Science and art are two different worlds. Science is cold, distant, steady, and unemotional. Art is fickle, wild, unscheduled, and unpredictable.
Or is it the other way around?
In the west, in America, we have placed science and art in separate, distinct buckets. But anyone who knows the process of scientific discovery — the developing of methodologies, the analyzing of data, the guessing as to causes, the evaluating of peer’s work — knows the process has elements of art. Scientific discovery requires creativity. The scientist does not blaze a new path using a map. The scientist, the discoverer, writes the map.
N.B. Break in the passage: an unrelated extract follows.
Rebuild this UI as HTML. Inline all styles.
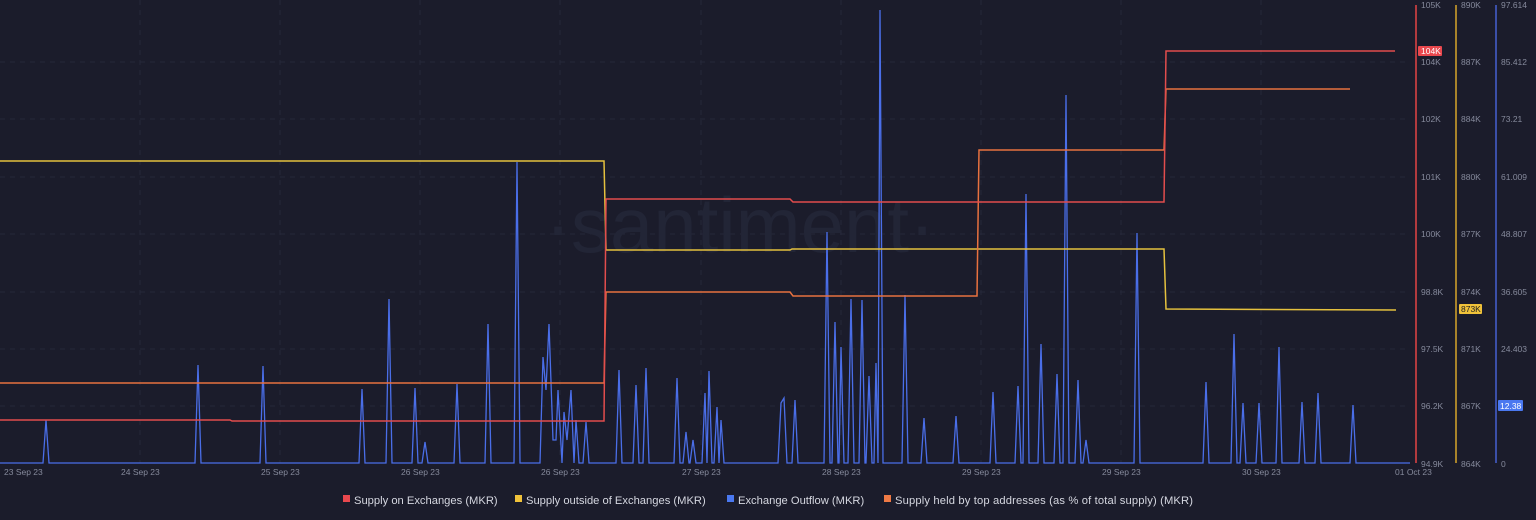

And at the same time, art is not without its known processes. Comedic timing, plot development, hero structures, linguistic tools — writers have the most ancient maps at their disposal. For a clinical look at writing, artists can turn to the ancients or contemporaries; they can ask Horace or Francine Prose about the methods of creation, the weapons for inspiration.
Science pursues truth through objectivity, a futile aim. In the hands of humans, the pursuit of objective truth will always have a hue of politics, a bias — whether deliberate or not — that skews results in small and large ways. We drop the data that does not pass some intangible “smell test”; we do not ask the questions our professors and mentors assured us were already answered; we listen to researchers who agree, and prepare rebuttals for those who do not; we fail to execute due diligence on the work of friends and colleagues.
Art pursues truth through perspective, a futile aim. In the hands of humans, the pursuit of perceived truth offers only an incomplete glimpse. The photograph does not translate the sounds; the video does not smell like the trees, wind, and fire; the painting has changed the colors to a near facsimile; and each medium hopes to capture just enough so the core message survives.
Art can be studiously created — it can also be nascent and haphazard, a lightning strike of perfection. Scientific discovery can be a product of careful research, and it can be a Petri dish left unattended at just the right time and place. Art can be a science, and science an art.